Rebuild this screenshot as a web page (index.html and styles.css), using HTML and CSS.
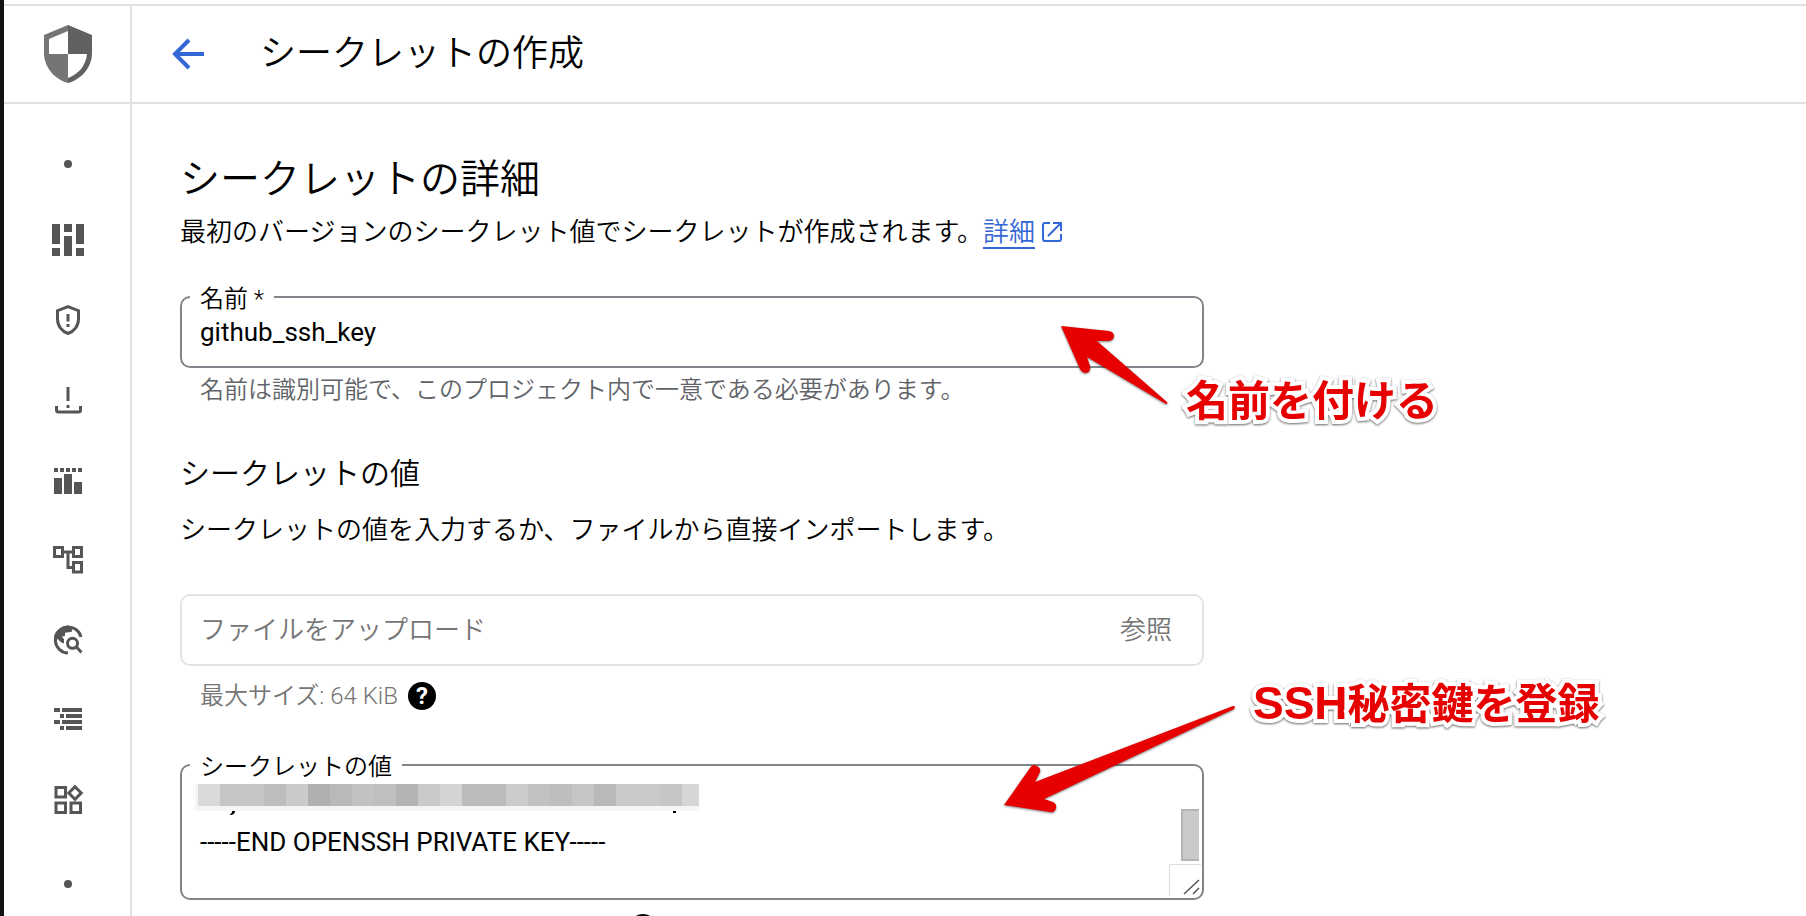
FILE: index.html
```html
<!DOCTYPE html>
<html lang="ja">
<head>
    <meta charset="UTF-8">
    <meta name="viewport" content="width=device-width, initial-scale=1.0">
    <title>シークレットの作成</title>
    <link rel="stylesheet" href="styles.css">
</head>
<body>
    <div class="app">
        <header class="topbar">
            <div class="product">
                <svg width="48" height="58" viewBox="0 0 48 58">
                    <path fill="#757575" d="M24 0 0 10v18c0 14 10 26 24 30z"/>
                    <path fill="#616161" d="M24 0l24 10v18c0 14-10 26-24 30z"/>
                    <path fill="#fff" d="M24 6 5 14v15h19z"/>
                    <path fill="#fff" d="M24 29h19c-1 11-8 20-19 24z"/>
                </svg>
            </div>
            <button class="back" type="button" aria-label="戻る">
                <svg width="32" height="32" viewBox="0 0 32 32" fill="none" stroke="#3367d6" stroke-width="4">
                    <path d="M32 16H4M17 2 3 16l14 14"/>
                </svg>
            </button>
            <h1>シークレットの作成</h1>
        </header>

        <div class="body">
            <nav class="sidebar">
                <a href="#" aria-label="セクション"><svg viewBox="0 0 36 36"><circle cx="18" cy="22" r="4"/></svg></a>
                <a href="#" aria-label="概要"><svg viewBox="0 0 36 36"><path d="M2 2h8v20H2zM2 26h8v8H2zM14 2h8v8h-8zM14 14h8v20h-8zM26 2h8v20h-8zM26 26h8v8h-8z"/></svg></a>
                <a href="#" aria-label="脅威"><svg viewBox="0 0 36 36"><path class="line" d="M18 4.700 28.500 8.700V17c0 7-4.500 12.500-10.500 14.500C12 29.500 7.500 24 7.500 17V8.700z"/><path d="M16.500 12h3v7.500h-3zM16.500 22h3v3h-3z"/></svg></a>
                <a href="#" aria-label="脆弱性"><svg viewBox="0 0 36 36"><path class="line" d="M6.500 24v4q0 2 2 2h20q2 0 2-2v-4"/><path d="M16.500 5h3v14h-3zM16.500 23h3v3h-3z"/></svg></a>
                <a href="#" aria-label="コンプライアンス"><svg viewBox="0 0 36 36"><path d="M4 6h4v4H4zM10 6h4v4h-4zM16 6h4v4h-4zM22 6h4v4h-4zM28 6h4v4h-4zM4 16h8v16H4zM14 12h8v20h-8zM24 20h8v12h-8z"/></svg></a>
                <a href="#" aria-label="アセット"><svg viewBox="0 0 36 36"><path class="line" d="M4.500 5.500h8v9h-8zM23.500 5.500h8v9h-8zM23.500 20.500h8v9.500h-8zM12.500 10h11M18 10v15.500h5.500"/></svg></a>
                <a href="#" aria-label="検出"><svg viewBox="0 0 36 36"><path class="line" d="M31 15A13 13 0 1 0 18 31M26.500 25l5 5.500"/><circle class="line" cx="22.500" cy="21.300" r="5"/><path d="M18 3.500 22.700 5.300 21.700 9.700 15 10.700V14l-3.300.7L14 17v4.300l-2.300-.6L4 14Q8 4 18 3.500z"/></svg></a>
                <a href="#" aria-label="ソース"><svg viewBox="0 0 36 36"><path d="M4 6h6v4H4zM12 6h20v4H12zM10 12h4v4h-4zM16 12h16v4H16zM4 18h6v4H4zM12 18h20v4H12zM10 24h4v4h-4zM16 24h16v4H16z"/></svg></a>
                <a href="#" aria-label="ポスチャー"><svg viewBox="0 0 36 36"><path class="line" d="M6 5.500h9.500V15H6zM6 21h9.500v9.500H6zM21 21h9.500v9.500H21zM25 4.700 31.200 11 25 17.300 18.800 11z"/></svg></a>
                <a href="#" aria-label="セクション"><svg viewBox="0 0 36 36"><circle cx="18" cy="22" r="4"/></svg></a>
            </nav>

            <main class="content">
                <h2>シークレットの詳細</h2>
                <p class="intro">最初のバージョンのシークレット値でシークレットが作成されます。<a href="#">詳細</a><svg class="external" width="22" height="22" viewBox="0 0 22 22" fill="none" stroke="#3367d6" stroke-width="2"><path d="M9 2H4Q2 2 2 4v14q0 2 2 2h14q2 0 2-2v-5M12 2h8v8M20 2 7 15"/></svg></p>

                <div class="field name-field">
                    <label for="name">名前 *</label>
                    <input id="name" type="text" value="github_ssh_key">
                    <div class="note note-name">
                        <svg width="110" height="82" viewBox="0 0 110 82">
                            <path d="M1 2 49 7q5 1 5 5t-5 5H37l70 61q1 2-1 2L27 33l3 9q1 6-4 7-4 0-6-4z"/>
                        </svg>
                        <span>名前を付ける</span>
                    </div>
                </div>
                <p class="hint">名前は識別可能で、このプロジェクト内で一意である必要があります。</p>

                <h3>シークレットの値</h3>
                <p>シークレットの値を入力するか、ファイルから直接インポートします。</p>

                <div class="field upload">
                    <input type="text" aria-label="ファイルをアップロード" placeholder="ファイルをアップロード" readonly>
                    <button type="button">参照</button>
                </div>
                <p class="hint size-hint">最大サイズ: 64 KiB
                    <button class="help" type="button" aria-label="ヘルプ">?</button>
                </p>

                <div class="field secret-field">
                    <label for="secret">シークレットの値</label>
                    <textarea id="secret" spellcheck="false">-----END OPENSSH PRIVATE KEY-----</textarea>
                    <!-- redacted key line -->
                    <svg class="redacted" width="504" height="32" viewBox="0 0 504 32">
                        <path fill="#f5f5f5" d="M0 0h3v27H0zM3 22h501v5H3z"/>
                        <path fill="#dadada" d="M3 0h22v22H3z"/>
                        <path fill="#c5c5c5" d="M25 0h44v22H25z"/>
                        <path fill="#bdbdbd" d="M69 0h22v22H69z"/>
                        <path fill="#cacaca" d="M91 0h22v22H91z"/>
                        <path fill="#b0b0b0" d="M113 0h22v22h-22z"/>
                        <path fill="#b9b9b9" d="M135 0h22v22h-22z"/>
                        <path fill="#c2c2c2" d="M157 0h22v22h-22z"/>
                        <path fill="#bfbfbf" d="M179 0h22v22h-22z"/>
                        <path fill="#b4b4b4" d="M201 0h22v22h-22z"/>
                        <path fill="#cacaca" d="M223 0h22v22h-22z"/>
                        <path fill="#d4d4d4" d="M245 0h22v22h-22z"/>
                        <path fill="#bbb" d="M267 0h44v22h-44z"/>
                        <path fill="#cbcbcb" d="M311 0h22v22h-22z"/>
                        <path fill="#c1c1c1" d="M333 0h22v22h-22z"/>
                        <path fill="#bebebe" d="M355 0h22v22h-22z"/>
                        <path fill="#c5c5c5" d="M377 0h22v22h-22z"/>
                        <path fill="#b9b9b9" d="M399 0h22v22h-22z"/>
                        <path fill="#cacaca" d="M421 0h44v22h-44z"/>
                        <path fill="#c6c6c6" d="M465 0h22v22h-22z"/>
                        <path fill="#d6d6d6" d="M487 0h17v22h-17z"/>
                        <path fill="#000" d="M37 27h3q0 4-5 4v-1q2 0 2-3zM478 27h3v2h-3z"/>
                    </svg>
                    <div class="scroll-thumb"></div>
                    <svg class="resizer" width="32" height="32" viewBox="0 0 32 32" fill="none">
                        <path stroke="#dcdcdc" d="M.5 32V.5H32"/>
                        <path stroke="#555" stroke-width="1.500" d="M15 30 30 16M24 30l6-6"/>
                    </svg>
                    <div class="note note-secret">
                        <svg width="234" height="110" viewBox="0 0 234 110">
                            <path d="M1 101 27 64q3-5 7-2 4 2 3 6l-5 10L230 2q3 0 1 3L41 95l9 3q4 2 3 6-1 5-6 4z"/>
                        </svg>
                        <span><b>SSH</b>秘密鍵を登録</span>
                    </div>
                </div>
                <p class="hint crc-hint">
                    <button class="help" type="button" aria-label="ヘルプ"></button>
                </p>
            </main>
        </div>
    </div>
</body>
</html>
```

FILE: styles.css
```css
* {
    box-sizing: border-box;
}

body {
    margin: 0;
    background: #fff;
    color: #000;
    font-family: Roboto, "Noto Sans CJK JP", sans-serif;
    font-size: 26px;
    font-weight: 350;
    line-height: 36px;
}

h1, h2, h3, p {
    margin: 0;
    font-weight: 350;
}

button, input, textarea {
    font: inherit;
    color: inherit;
    margin: 0;
    padding: 0;
    border: none;
    background: none;
}

button {
    cursor: pointer;
}

.app {
    display: flex;
    flex-direction: column;
    height: 100vh;
    padding-top: 4px;
    border-left: 4px solid #14120f;
    overflow: hidden;
}

/* Top bar */
.topbar {
    display: flex;
    align-items: center;
    flex-shrink: 0;
    height: 100px;
    border-top: 2px solid #e0e0e0;
    border-bottom: 2px solid #e0e0e0;
}

.product {
    display: flex;
    align-items: center;
    justify-content: center;
    width: 128px;
    height: 100%;
    padding-left: 2px;
    border-right: 2px solid #e0e0e0;
}

.back {
    display: flex;
    margin: 0 56px 0 40px;
}

h1 {
    font-size: 36px;
    line-height: 48px;
}

/* Sidebar */
.body {
    display: flex;
    flex: 1;
    min-height: 0;
}

.sidebar {
    flex-shrink: 0;
    width: 128px;
    padding: 16px 0 0 2px;
    border-right: 2px solid #e0e0e0;
    overflow: hidden;
}

.sidebar a {
    display: flex;
    align-items: center;
    justify-content: center;
    height: 80px;
}

.sidebar svg {
    width: 36px;
    height: 36px;
    fill: #555;
}

.sidebar .line {
    fill: none;
    stroke: #555;
    stroke-width: 3;
}

/* Form */
.content {
    flex: 1;
    min-width: 0;
    padding: 48px 48px 0;
    overflow: hidden;
}

h2 {
    margin-bottom: 6px;
    font-size: 40px;
    line-height: 56px;
}

h3 {
    margin: 46px 0 18px;
    font-size: 30px;
    line-height: 40px;
}

.intro a {
    color: #3367d6;
    text-decoration: none;
    border-bottom: 2px solid #3367d6;
}

.external {
    margin-left: 6px;
    vertical-align: -2px;
}

.field {
    position: relative;
    width: 100%;
    max-width: 1024px;
    height: 72px;
    border: 2px solid #80868b;
    border-radius: 10px;
}

.field label {
    position: absolute;
    top: -17px;
    left: 8px;
    padding: 0 10px;
    background: #fff;
    font-size: 24px;
}

.field input,
.field textarea {
    display: block;
    width: 100%;
    height: 100%;
    padding: 0 18px;
    outline: none;
    font-weight: 400;
}

.name-field {
    margin-top: 46px;
}

.hint {
    margin-top: 4px;
    padding-left: 20px;
    color: #5f6368;
    font-size: 24px;
}

.upload {
    display: flex;
    align-items: center;
    margin-top: 46px;
    padding-right: 30px;
    border-color: #e4e4e4;
    color: #757575;
}

.upload input {
    flex: 1;
    font-weight: 350;
}

.upload input::placeholder {
    color: #757575;
    opacity: 1;
}

.size-hint {
    display: flex;
    align-items: center;
    gap: 10px;
    margin-top: 12px;
    color: #757575;
}

.help {
    width: 28px;
    height: 28px;
    border-radius: 50%;
    background: #000;
    color: #fff;
    font-size: 24px;
    font-weight: 700;
    line-height: 28px;
}

.secret-field {
    height: 136px;
    margin-top: 50px;
}

.field textarea {
    padding-top: 58px;
    resize: none;
    overflow: hidden;
}

.redacted {
    position: absolute;
    top: 18px;
    left: 13px;
}

.scroll-thumb {
    position: absolute;
    top: 43px;
    right: 3px;
    width: 18px;
    height: 52px;
    border: 2px solid #b5b5b5;
    border-right: none;
    background: #cacaca;
}

.resizer {
    position: absolute;
    right: 1px;
    bottom: 2px;
}

.crc-hint {
    display: flex;
    margin-top: 14px;
    padding-left: 449px;
}

/* Red callouts */
.note {
    position: absolute;
    display: flex;
    color: #e60000;
    font-size: 42px;
    font-weight: 700;
    line-height: 56px;
    white-space: nowrap;
    pointer-events: none;
}

.note svg {
    flex-shrink: 0;
    fill: #e60000;
    filter: drop-shadow(0 1px 1px rgba(0, 0, 0, 0.5));
}

.note span {
    -webkit-text-stroke: 8px #fff;
    paint-order: stroke fill;
    filter: drop-shadow(0 1px 1px rgba(0, 0, 0, 0.6));
}

.note b {
    font-family: "Liberation Sans", Arial, sans-serif;
    font-size: 46px;
}

.note-name {
    top: 26px;
    left: 878px;
    align-items: flex-end;
    gap: 16px;
}

.note-name span {
    margin-bottom: -24px;
}

.note-secret {
    top: -62px;
    left: 821px;
    align-items: flex-start;
    gap: 16px;
}

.note-secret span {
    margin-top: -29px;
}
```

■ **Direction**
Look through the data and gather every line with the string "styles" in it.

■ **Written solution**
Rebuild this screenshot as a web page (index.html and styles.css), using HTML and CSS.
    <link rel="stylesheet" href="styles.css">
FILE: styles.css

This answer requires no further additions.